[Start Given material]

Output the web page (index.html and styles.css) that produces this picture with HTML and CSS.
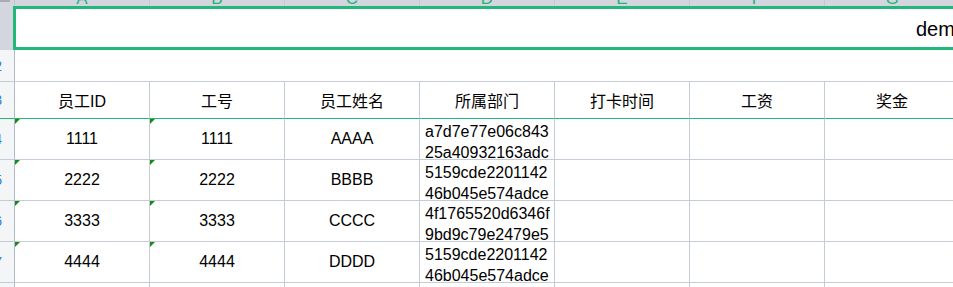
FILE: index.html
```html
<!DOCTYPE html>
<html lang="zh">
<head>
<meta charset="utf-8">
<title>sheet</title>
<link rel="stylesheet" href="styles.css">
</head>
<body>
<div class="sheet">
  <div class="colhead">
    <div class="corner"><div class="corner-mark"></div></div>
    <div class="ch"><span>A</span></div>
    <div class="ch"><span>B</span></div>
    <div class="ch"><span>C</span></div>
    <div class="ch"><span>D</span></div>
    <div class="ch"><span>E</span></div>
    <div class="ch"><span>F</span></div>
    <div class="ch"><span>G</span></div>
  </div>

  <div class="row r1">
    <div class="rh sel"><span>1</span></div>
    <div class="merged"><span>demo</span></div>
  </div>

  <div class="row r2">
    <div class="rh"><span>2</span></div>
    <div class="blank"></div>
  </div>

  <div class="row r3">
    <div class="rh"><span>3</span></div>
    <div class="c">员工ID</div>
    <div class="c">工号</div>
    <div class="c">员工姓名</div>
    <div class="c">所属部门</div>
    <div class="c">打卡时间</div>
    <div class="c">工资</div>
    <div class="c">奖金</div>
  </div>

  <div class="row rd">
    <div class="rh"><span>4</span></div>
    <div class="c tri">1111</div>
    <div class="c tri">1111</div>
    <div class="c">AAAA</div>
    <div class="c hex"><span>a7d7e77e06c843</span><span>25a40932163adc</span></div>
    <div class="c"></div>
    <div class="c"></div>
    <div class="c"></div>
  </div>

  <div class="row rd">
    <div class="rh"><span>5</span></div>
    <div class="c tri">2222</div>
    <div class="c tri">2222</div>
    <div class="c">BBBB</div>
    <div class="c hex"><span>5159cde2201142</span><span>46b045e574adce</span></div>
    <div class="c"></div>
    <div class="c"></div>
    <div class="c"></div>
  </div>

  <div class="row rd">
    <div class="rh"><span>6</span></div>
    <div class="c tri">3333</div>
    <div class="c tri">3333</div>
    <div class="c">CCCC</div>
    <div class="c hex"><span>4f1765520d6346f</span><span>9bd9c79e2479e5</span></div>
    <div class="c"></div>
    <div class="c"></div>
    <div class="c"></div>
  </div>

  <div class="row rd">
    <div class="rh"><span>7</span></div>
    <div class="c tri">4444</div>
    <div class="c tri">4444</div>
    <div class="c">DDDD</div>
    <div class="c hex"><span>5159cde2201142</span><span>46b045e574adce</span></div>
    <div class="c"></div>
    <div class="c"></div>
    <div class="c"></div>
  </div>

  <div class="row rd">
    <div class="rh"><span>8</span></div>
    <div class="c"></div>
    <div class="c"></div>
    <div class="c"></div>
    <div class="c"></div>
    <div class="c"></div>
    <div class="c"></div>
    <div class="c"></div>
  </div>
</div>
</body>
</html>
```

FILE: styles.css
```css
html, body {
  margin: 0;
  padding: 0;
  background: #ffffff;
  overflow: hidden;
}

.sheet {
  width: 953px;
  height: 287px;
  overflow: hidden;
  font-family: "Liberation Sans", "Noto Sans CJK SC", sans-serif;
  font-size: 16px;
  color: #000000;
}

.row,
.colhead {
  display: flex;
  white-space: nowrap;
}

/* column header strip (mostly scrolled off) */
.colhead {
  height: 6px;
  background: #d3d6de;
  overflow: hidden;
}

.corner {
  width: 15px;
  flex: none;
  box-sizing: border-box;
  border-right: 1px solid #c2c6ce;
}

.corner-mark {
  width: 10px;
  height: 2px;
  background: #a9acb2;
}

.ch {
  width: 135px;
  flex: none;
  box-sizing: border-box;
  border-right: 1px solid #c4c8d0;
  text-align: center;
  color: #24b47b;
  font-size: 17px;
  line-height: 16px;
}

.ch span {
  display: block;
  margin-top: -9px;
}

/* row headers */
.rh {
  width: 15px;
  flex: none;
  box-sizing: border-box;
  border-right: 1px solid #b4bbca;
  border-bottom: 1px solid #c6cbd8;
  background: #f4f5f7;
  color: #2f80d9;
  font-size: 14px;
  overflow: hidden;
  display: flex;
  align-items: center;
  justify-content: flex-end;
}

.rh span {
  margin-right: 12px;
}

.rh.sel {
  background: #d3d6de;
  border-bottom: none;
  color: transparent;
}

/* row 1 : merged title cell with selection outline */
.r1 {
  height: 44px;
}

.merged {
  flex: none;
  width: 1856px;
  margin-left: -2px;
  box-sizing: border-box;
  border: 3px solid #22b87a;
  display: flex;
  align-items: center;
  justify-content: center;
  font-size: 20px;
  padding-top: 3px;
}

/* row 2 : empty */
.r2 {
  height: 32px;
}

.blank {
  flex: 1;
  border-bottom: 1px solid #c6cbd8;
}

/* header row */
.r3 {
  height: 37px;
}

.r3 .c,
.r3 .rh {
  border-bottom: 1px solid #22b87a;
}

/* data rows */
.rd {
  height: 41px;
}

.c {
  width: 135px;
  flex: none;
  box-sizing: border-box;
  border-right: 1px solid #c6cbd8;
  border-bottom: 1px solid #c6cbd8;
  display: flex;
  align-items: center;
  justify-content: center;
  position: relative;
}

.c.hex {
  flex-direction: column;
  align-items: flex-start;
  justify-content: flex-start;
  padding: 2px 0 0 5px;
  line-height: 21px;
}

.c.tri::before {
  content: "";
  position: absolute;
  left: 0;
  top: 0;
  border-top: 5px solid #168a1a;
  border-right: 5px solid transparent;
}
```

[End Given material]

**The request**. Omit every picture, then reproduce the rest of the listing exactly.

**Output for this task**.
Output the web page (index.html and styles.css) that produces this picture with HTML and CSS.
FILE: index.html
```html
<!DOCTYPE html>
<html lang="zh">
<head>
<meta charset="utf-8">
<title>sheet</title>
<link rel="stylesheet" href="styles.css">
</head>
<body>
<div class="sheet">
  <div class="colhead">
    <div class="corner"><div class="corner-mark"></div></div>
    <div class="ch"><span>A</span></div>
    <div class="ch"><span>B</span></div>
    <div class="ch"><span>C</span></div>
    <div class="ch"><span>D</span></div>
    <div class="ch"><span>E</span></div>
    <div class="ch"><span>F</span></div>
    <div class="ch"><span>G</span></div>
  </div>

  <div class="row r1">
    <div class="rh sel"><span>1</span></div>
    <div class="merged"><span>demo</span></div>
  </div>

  <div class="row r2">
    <div class="rh"><span>2</span></div>
    <div class="blank"></div>
  </div>

  <div class="row r3">
    <div class="rh"><span>3</span></div>
    <div class="c">员工ID</div>
    <div class="c">工号</div>
    <div class="c">员工姓名</div>
    <div class="c">所属部门</div>
    <div class="c">打卡时间</div>
    <div class="c">工资</div>
    <div class="c">奖金</div>
  </div>

  <div class="row rd">
    <div class="rh"><span>4</span></div>
    <div class="c tri">1111</div>
    <div class="c tri">1111</div>
    <div class="c">AAAA</div>
    <div class="c hex"><span>a7d7e77e06c843</span><span>25a40932163adc</span></div>
    <div class="c"></div>
    <div class="c"></div>
    <div class="c"></div>
  </div>

  <div class="row rd">
    <div class="rh"><span>5</span></div>
    <div class="c tri">2222</div>
    <div class="c tri">2222</div>
    <div class="c">BBBB</div>
    <div class="c hex"><span>5159cde2201142</span><span>46b045e574adce</span></div>
    <div class="c"></div>
    <div class="c"></div>
    <div class="c"></div>
  </div>

  <div class="row rd">
    <div class="rh"><span>6</span></div>
    <div class="c tri">3333</div>
    <div class="c tri">3333</div>
    <div class="c">CCCC</div>
    <div class="c hex"><span>4f1765520d6346f</span><span>9bd9c79e2479e5</span></div>
    <div class="c"></div>
    <div class="c"></div>
    <div class="c"></div>
  </div>

  <div class="row rd">
    <div class="rh"><span>7</span></div>
    <div class="c tri">4444</div>
    <div class="c tri">4444</div>
    <div class="c">DDDD</div>
    <div class="c hex"><span>5159cde2201142</span><span>46b045e574adce</span></div>
    <div class="c"></div>
    <div class="c"></div>
    <div class="c"></div>
  </div>

  <div class="row rd">
    <div class="rh"><span>8</span></div>
    <div class="c"></div>
    <div class="c"></div>
    <div class="c"></div>
    <div class="c"></div>
    <div class="c"></div>
    <div class="c"></div>
    <div class="c"></div>
  </div>
</div>
</body>
</html>
```

FILE: styles.css
```css
html, body {
  margin: 0;
  padding: 0;
  background: #ffffff;
  overflow: hidden;
}

.sheet {
  width: 953px;
  height: 287px;
  overflow: hidden;
  font-family: "Liberation Sans", "Noto Sans CJK SC", sans-serif;
  font-size: 16px;
  color: #000000;
}

.row,
.colhead {
  display: flex;
  white-space: nowrap;
}

/* column header strip (mostly scrolled off) */
.colhead {
  height: 6px;
  background: #d3d6de;
  overflow: hidden;
}

.corner {
  width: 15px;
  flex: none;
  box-sizing: border-box;
  border-right: 1px solid #c2c6ce;
}

.corner-mark {
  width: 10px;
  height: 2px;
  background: #a9acb2;
}

.ch {
  width: 135px;
  flex: none;
  box-sizing: border-box;
  border-right: 1px solid #c4c8d0;
  text-align: center;
  color: #24b47b;
  font-size: 17px;
  line-height: 16px;
}

.ch span {
  display: block;
  margin-top: -9px;
}

/* row headers */
.rh {
  width: 15px;
  flex: none;
  box-sizing: border-box;
  border-right: 1px solid #b4bbca;
  border-bottom: 1px solid #c6cbd8;
  background: #f4f5f7;
  color: #2f80d9;
  font-size: 14px;
  overflow: hidden;
  display: flex;
  align-items: center;
  justify-content: flex-end;
}

.rh span {
  margin-right: 12px;
}

.rh.sel {
  background: #d3d6de;
  border-bottom: none;
  color: transparent;
}

/* row 1 : merged title cell with selection outline */
.r1 {
  height: 44px;
}

.merged {
  flex: none;
  width: 1856px;
  margin-left: -2px;
  box-sizing: border-box;
  border: 3px solid #22b87a;
  display: flex;
  align-items: center;
  justify-content: center;
  font-size: 20px;
  padding-top: 3px;
}

/* row 2 : empty */
.r2 {
  height: 32px;
}

.blank {
  flex: 1;
  border-bottom: 1px solid #c6cbd8;
}

/* header row */
.r3 {
  height: 37px;
}

.r3 .c,
.r3 .rh {
  border-bottom: 1px solid #22b87a;
}

/* data rows */
.rd {
  height: 41px;
}

.c {
  width: 135px;
  flex: none;
  box-sizing: border-box;
  border-right: 1px solid #c6cbd8;
  border-bottom: 1px solid #c6cbd8;
  display: flex;
  align-items: center;
  justify-content: center;
  position: relative;
}

.c.hex {
  flex-direction: column;
  align-items: flex-start;
  justify-content: flex-start;
  padding: 2px 0 0 5px;
  line-height: 21px;
}

.c.tri::before {
  content: "";
  position: absolute;
  left: 0;
  top: 0;
  border-top: 5px solid #168a1a;
  border-right: 5px solid transparent;
}
```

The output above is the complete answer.